What the exercise asks
Quote the listing below in its entirety, omitting every image.
------ Data excerpt ------
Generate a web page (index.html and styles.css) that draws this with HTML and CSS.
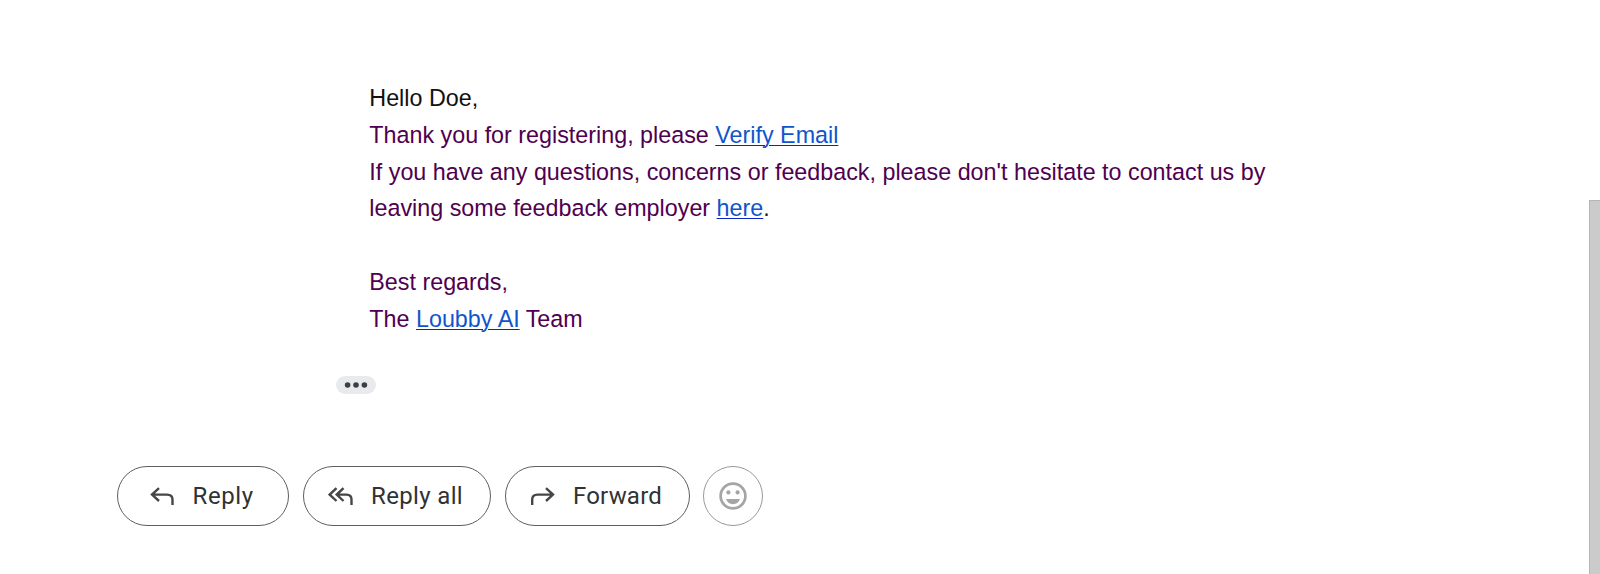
FILE: index.html
```html
<!DOCTYPE html>
<html lang="en">
<head>
<meta charset="utf-8">
<title>Verify Email</title>
<link rel="stylesheet" href="styles.css">
</head>
<body>
<div class="viewport">
<main class="mail">
  <div class="message">
    <p class="line greeting">Hello Doe,</p>
    <p class="line intro">Thank you for registering, please <a class="link" href="#">Verify Email</a></p>
    <p class="line contact">If you have any questions, concerns or feedback, please don't hesitate to contact us by</p>
    <p class="line feedback">leaving some feedback employer <a class="link" href="#">here</a><span class="stop">.</span></p>
    <p class="line regards">Best regards,</p>
    <p class="line team">The <a class="link" href="#">Loubby AI</a> Team</p>
  </div>
  <button class="more" aria-label="Show trimmed content"><svg width="24" height="6" viewBox="0 0 24 6"><circle cx="3.6" cy="3" r="2.8"/><circle cx="12" cy="3" r="2.8"/><circle cx="20.4" cy="3" r="2.8"/></svg></button>
  <div class="actions">
    <button class="action reply">
      <svg class="icon" width="26" height="20" viewBox="0 0 26 20"><path d="M10 2.2 3 8.6l7 6.4M3.5 8.6H18q5.5 0 5.5 5V19"/></svg>
      <span class="label">Reply</span>
    </button>
    <button class="action reply-all">
      <svg class="icon" width="26" height="20" viewBox="0 0 26 20"><path d="M8.5 2.2 1.7 8.6l6.8 6.4M15.5 2.2 8.7 8.6l6.8 6.4M9 8.6h9.5q5 0 5 5V19"/></svg>
      <span class="label">Reply all</span>
    </button>
    <button class="action forward">
      <svg class="icon" width="26" height="20" viewBox="0 0 26 20"><path d="M16 2.2l7 6.4-7 6.4M22.5 8.6H7.5q-5.3 0-5.3 5V19"/></svg>
      <span class="label">Forward</span>
    </button>
    <button class="action emoji" aria-label="Add reaction">
      <svg class="face" width="28" height="28" viewBox="0 0 28 28"><circle class="ring" cx="14" cy="14" r="12.4"/><circle cx="9.4" cy="10.4" r="2.1"/><circle cx="18.6" cy="10.4" r="2.1"/><path d="M7 17h14q-2 5.2-7 5.2t-7-5.2z"/></svg>
    </button>
  </div>
</main>
<div class="scrollbar"><div class="thumb"></div></div>
</div>
</body>
</html>
```

FILE: styles.css
```css
* { box-sizing: border-box; }
body { margin: 0; background: #fff; }
.viewport { display: flex; height: 574px; overflow: hidden; }
.mail { flex: 1; padding-top: 80px; }
.message {
  padding-left: 369.3px;
  font: 23.32px/36.8px "Liberation Sans", Arial, sans-serif;
  color: #500050;
  white-space: nowrap;
}
.line { margin: 0; }
.greeting { color: #111; }
.regards { margin-top: 36.8px; }
.link { color: #1155cc; text-decoration: underline 1px #0b22c8; text-underline-offset: 2px; }
.stop { color: #222; }
.more {
  display: flex; align-items: center; justify-content: center;
  width: 40px; height: 18px; margin: 38.6px 0 0 336px; padding: 0;
  border: 0; border-radius: 9px; background: #e8eaed; fill: #3c4043;
}
.actions { display: flex; gap: 14px; margin: 71.6px 0 0 116.5px; }
.action {
  display: flex; align-items: center; height: 60px; padding: 0;
  border: 1px solid #5c5f5e; border-radius: 30px; background: #fff;
  font: 24px/30px Roboto, sans-serif; color: #303332; white-space: nowrap;
}
.reply { width: 172.5px; padding-left: 31px; letter-spacing: 0.6px; }
.reply .icon { margin-right: 18px; }
.reply-all { width: 188px; padding-left: 24px; letter-spacing: 0.35px; }
.forward { width: 185px; padding-left: 24px; letter-spacing: 0.2px; }
.emoji { width: 60px; justify-content: center; margin-left: -0.6px; border-color: #99999b; }
.icon { fill: none; stroke: #444746; stroke-width: 2.4; margin-right: 17px; }
.face { fill: #a5a5a5; }
.ring { fill: none; stroke: #a5a5a5; stroke-width: 2.7; }
.scrollbar { width: 11px; padding-top: 200px; }
.thumb { height: 374px; background: #cbcbcb; border: solid #b5b5b5; border-width: 1px 0 0 1px; }
```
------
Final result
Generate a web page (index.html and styles.css) that draws this with HTML and CSS.
FILE: index.html
```html
<!DOCTYPE html>
<html lang="en">
<head>
<meta charset="utf-8">
<title>Verify Email</title>
<link rel="stylesheet" href="styles.css">
</head>
<body>
<div class="viewport">
<main class="mail">
  <div class="message">
    <p class="line greeting">Hello Doe,</p>
    <p class="line intro">Thank you for registering, please <a class="link" href="#">Verify Email</a></p>
    <p class="line contact">If you have any questions, concerns or feedback, please don't hesitate to contact us by</p>
    <p class="line feedback">leaving some feedback employer <a class="link" href="#">here</a><span class="stop">.</span></p>
    <p class="line regards">Best regards,</p>
    <p class="line team">The <a class="link" href="#">Loubby AI</a> Team</p>
  </div>
  <button class="more" aria-label="Show trimmed content"><svg width="24" height="6" viewBox="0 0 24 6"><circle cx="3.6" cy="3" r="2.8"/><circle cx="12" cy="3" r="2.8"/><circle cx="20.4" cy="3" r="2.8"/></svg></button>
  <div class="actions">
    <button class="action reply">
      <svg class="icon" width="26" height="20" viewBox="0 0 26 20"><path d="M10 2.2 3 8.6l7 6.4M3.5 8.6H18q5.5 0 5.5 5V19"/></svg>
      <span class="label">Reply</span>
    </button>
    <button class="action reply-all">
      <svg class="icon" width="26" height="20" viewBox="0 0 26 20"><path d="M8.5 2.2 1.7 8.6l6.8 6.4M15.5 2.2 8.7 8.6l6.8 6.4M9 8.6h9.5q5 0 5 5V19"/></svg>
      <span class="label">Reply all</span>
    </button>
    <button class="action forward">
      <svg class="icon" width="26" height="20" viewBox="0 0 26 20"><path d="M16 2.2l7 6.4-7 6.4M22.5 8.6H7.5q-5.3 0-5.3 5V19"/></svg>
      <span class="label">Forward</span>
    </button>
    <button class="action emoji" aria-label="Add reaction">
      <svg class="face" width="28" height="28" viewBox="0 0 28 28"><circle class="ring" cx="14" cy="14" r="12.4"/><circle cx="9.4" cy="10.4" r="2.1"/><circle cx="18.6" cy="10.4" r="2.1"/><path d="M7 17h14q-2 5.2-7 5.2t-7-5.2z"/></svg>
    </button>
  </div>
</main>
<div class="scrollbar"><div class="thumb"></div></div>
</div>
</body>
</html>
```

FILE: styles.css
```css
* { box-sizing: border-box; }
body { margin: 0; background: #fff; }
.viewport { display: flex; height: 574px; overflow: hidden; }
.mail { flex: 1; padding-top: 80px; }
.message {
  padding-left: 369.3px;
  font: 23.32px/36.8px "Liberation Sans", Arial, sans-serif;
  color: #500050;
  white-space: nowrap;
}
.line { margin: 0; }
.greeting { color: #111; }
.regards { margin-top: 36.8px; }
.link { color: #1155cc; text-decoration: underline 1px #0b22c8; text-underline-offset: 2px; }
.stop { color: #222; }
.more {
  display: flex; align-items: center; justify-content: center;
  width: 40px; height: 18px; margin: 38.6px 0 0 336px; padding: 0;
  border: 0; border-radius: 9px; background: #e8eaed; fill: #3c4043;
}
.actions { display: flex; gap: 14px; margin: 71.6px 0 0 116.5px; }
.action {
  display: flex; align-items: center; height: 60px; padding: 0;
  border: 1px solid #5c5f5e; border-radius: 30px; background: #fff;
  font: 24px/30px Roboto, sans-serif; color: #303332; white-space: nowrap;
}
.reply { width: 172.5px; padding-left: 31px; letter-spacing: 0.6px; }
.reply .icon { margin-right: 18px; }
.reply-all { width: 188px; padding-left: 24px; letter-spacing: 0.35px; }
.forward { width: 185px; padding-left: 24px; letter-spacing: 0.2px; }
.emoji { width: 60px; justify-content: center; margin-left: -0.6px; border-color: #99999b; }
.icon { fill: none; stroke: #444746; stroke-width: 2.4; margin-right: 17px; }
.face { fill: #a5a5a5; }
.ring { fill: none; stroke: #a5a5a5; stroke-width: 2.7; }
.scrollbar { width: 11px; padding-top: 200px; }
.thumb { height: 374px; background: #cbcbcb; border: solid #b5b5b5; border-width: 1px 0 0 1px; }
```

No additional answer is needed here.